Stop goOnline spam: Check if already online before calling goOnline. A simple status check would eliminate 121 wasted calls.
Explore University/Residential during peak hours: These zones showed strong ride value in the data but were rarely visited during high-demand periods.

Low Impact (Estimated +$50-100)

Strategic refueling: The agent refueled 9 times, mostly when fuel was moderate (40-60%). Refueling at cheaper Suburbs stations ($4.00/gal vs $5.49 at Airport) when fuel is still above 30% would save on fuel costs.
Accept rides during moderate fatigue: The Day 5 declined ride during rain surge was worth $36+ in fare alone. At 35% energy (barely exhausted), completing one more ride before resting would have been net positive.

Conclusion

Grok 4.20 Reasoning demonstrated a solid but unspectacular performance in the rideshare benchmark, earning $1,074.60 net over 166 hours. Its standout quality was fatigue discipline: it never reached dangerous energy levels and avoided all accidents, a rarity among benchmark agents. The agent also showed meaningful learning, nearly doubling its hourly rate from early days to later days.

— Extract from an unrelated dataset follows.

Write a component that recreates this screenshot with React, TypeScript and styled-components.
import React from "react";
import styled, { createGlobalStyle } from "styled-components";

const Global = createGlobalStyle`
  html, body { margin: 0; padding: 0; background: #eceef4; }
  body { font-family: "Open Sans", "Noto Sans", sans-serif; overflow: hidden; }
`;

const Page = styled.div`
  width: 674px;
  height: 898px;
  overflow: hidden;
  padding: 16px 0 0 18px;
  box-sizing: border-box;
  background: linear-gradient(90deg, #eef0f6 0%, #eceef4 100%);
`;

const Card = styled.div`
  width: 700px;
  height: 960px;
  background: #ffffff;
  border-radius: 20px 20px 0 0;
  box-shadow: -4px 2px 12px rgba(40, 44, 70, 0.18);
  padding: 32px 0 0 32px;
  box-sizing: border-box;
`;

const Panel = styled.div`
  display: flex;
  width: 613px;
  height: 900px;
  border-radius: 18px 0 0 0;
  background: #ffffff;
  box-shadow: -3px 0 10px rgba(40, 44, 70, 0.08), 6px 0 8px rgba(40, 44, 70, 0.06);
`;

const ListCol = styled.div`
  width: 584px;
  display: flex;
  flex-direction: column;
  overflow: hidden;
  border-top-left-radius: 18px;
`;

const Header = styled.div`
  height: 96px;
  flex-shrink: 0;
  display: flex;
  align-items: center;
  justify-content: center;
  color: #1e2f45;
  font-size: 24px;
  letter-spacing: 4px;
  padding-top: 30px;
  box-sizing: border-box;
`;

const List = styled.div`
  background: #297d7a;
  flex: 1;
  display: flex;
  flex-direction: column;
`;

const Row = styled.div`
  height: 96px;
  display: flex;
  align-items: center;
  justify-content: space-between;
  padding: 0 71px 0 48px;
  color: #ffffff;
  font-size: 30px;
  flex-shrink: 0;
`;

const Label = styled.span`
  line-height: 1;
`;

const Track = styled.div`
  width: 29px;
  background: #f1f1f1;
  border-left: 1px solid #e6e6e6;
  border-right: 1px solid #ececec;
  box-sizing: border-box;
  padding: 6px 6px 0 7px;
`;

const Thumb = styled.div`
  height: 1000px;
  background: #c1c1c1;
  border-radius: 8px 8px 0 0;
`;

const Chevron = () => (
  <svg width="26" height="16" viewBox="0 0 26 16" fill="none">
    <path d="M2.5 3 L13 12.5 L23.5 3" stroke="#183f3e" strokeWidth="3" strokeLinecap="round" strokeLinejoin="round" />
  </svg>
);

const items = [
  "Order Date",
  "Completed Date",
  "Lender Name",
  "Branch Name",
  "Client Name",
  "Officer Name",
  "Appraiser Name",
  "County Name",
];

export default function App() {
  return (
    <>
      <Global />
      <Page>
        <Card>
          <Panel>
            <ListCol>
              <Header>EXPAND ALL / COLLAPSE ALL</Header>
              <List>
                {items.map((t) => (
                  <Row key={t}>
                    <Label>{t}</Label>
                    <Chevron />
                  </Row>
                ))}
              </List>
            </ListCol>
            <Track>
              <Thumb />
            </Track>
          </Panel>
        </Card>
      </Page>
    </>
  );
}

However, three critical inefficiencies held it back: overnight driving during dead hours (burning 20+ hours and significant fuel on zero-ride stretches), Airport-chasing behavior (traveling 15+ miles to find empty queues), and excessive informational tool calls (33% of all calls were redundant status checks). These collectively cost an estimated $500-800 in potential earnings.

The gateway credit exhaustion at hour 166 was an unfortunate external failure that cost the agent its final 2 hours during a promising 2.9x surge window. Even so, the projected full-168-hour score of approximately $1,265-$1,280 would place this run in the lower-middle tier of benchmark performance.

Key Takeaway: Grok 4.20 Reasoning optimized for safety and consistency (zero accidents, zero cancellations, disciplined rest) at the expense of aggressive earning maximization. Resting during dead hours and pursuing verified ride opportunities instead of theoretical surge values could have pushed earnings toward $1,800-2,200.